We drove late into the night, pushing across the Arizona border into Utah and imagining the wonders we passed in the dark. Time was growing short and the new contract’s start date meant we had fewer days than we’d planned to play in the in-between, fewer days to reacquaint ourselves with the western skies we’d been pining for these last months in New Hampshire. But we weren’t skipping Zion, by golly, even if it meant driving until late became early, and peering into blackness hoping for glimpses of the threatened desert landscapes we’d dreamed of immersing ourselves in for a few extra days.
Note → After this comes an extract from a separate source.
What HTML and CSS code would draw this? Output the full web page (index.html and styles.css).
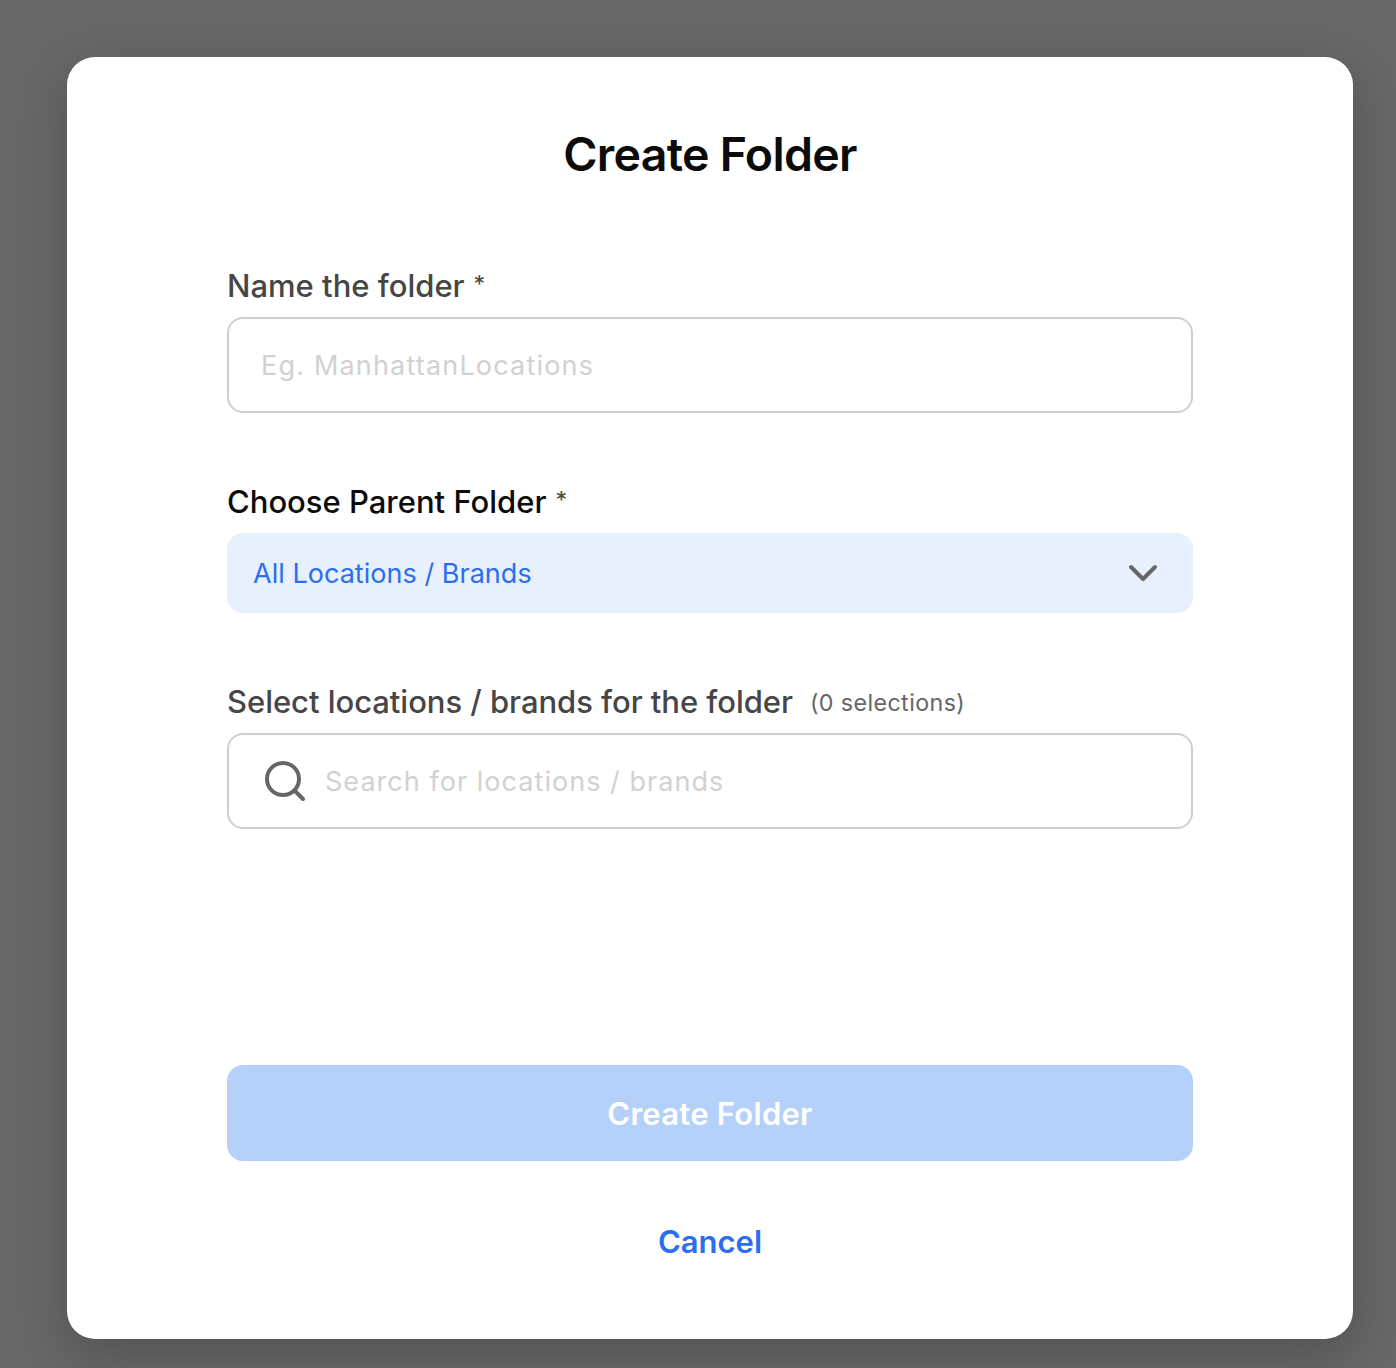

When we got into the park, it was late and we were exhausted, so we simply pulled into the first safe place we found. We climbed into icy sleeping bags in the back of the truck, pulling our hats down low over our ears and yanking on extra socks and cinching up tight to ward off the freezing temperatures. When morning came, light creeping in, we burrowed deeper and put off getting up until a ranger’s knock on the window ended our delay.
He was pleasant (after verifying our lack of outstanding warrants) and let us go with a warning, but the little jolt of adrenaline was enough to shake off the last remnants of sleep and get us moving in earnest. We were excited anyway. It was Justin’s first visit to Zion and the trip was already way too short for our taste - we had no time to lose getting our bearings and diving in.
We set our sights on the famed Narrows hike. While it can be as famous for its crowds as its beauty, we were there in the off season and it just seemed insane to skip the opportunity to walk the Virgin River in relative solitude. So we checked in to make sure the water levels were good, dug out our fishing waders and my Outex housing and headed into the canyon.
Once the hike enters the river, the canyon has a quiet about it, a hush broken only by the gurgle of the moving water and the occasional rock or piece of ice falling from the surrounding cliffs. We weren’t alone there and ran into a small handful of other people, but the quiet was deep enough to allow a sense of real solitude to settle in. To unfurl the tightness that creeps in after too many days in the car, too many uninterrupted hours of numbing freeway driving.
We hiked along, sloshing in the water, moving to accommodate the current and the depth, enveloped by red rock and mysterious curves and deep shadow. We chatted here and there and then returned to our own thoughts. We stopped to simply sit and admire the canyon in its glory. We loosened our grip and the hidden places where we store those last emergency rations of stress and tension finally let go their stock.
It’s so easy not to notice the tiny ways we narrow our worlds, the ways we block out the light and air and suffocate the joy. We were on a deadline and had to make Tucson by Justin’s contracted start date, but in a matter of mere days we’d begun to succumb to the rushing, to the hurry that circumscribed our view to the deja-vu of truck stops and four-lane highways and Wal-Mart parking lots.
Sometimes there just are deadlines and Wal-Marts- life on the road simply isn’t always Instagram-worthy sunsets and idyllic campsites reached at a leisurely pace. But we can still keep our worlds expanded, we can still resist the urge to feel rushed and hurried and instead search out ways to bring width into even the most routine highway routes.
The cool water of the Virgin River scrubbed the hurry right off, rinsed the rush out of the crevices. The deadline was still there, but the sandy red rock of the canyon sloughed off any remaining layers of its hold on us until we were smooth as river stones.
Our hike may have been the Narrows, but it opened us wide once again.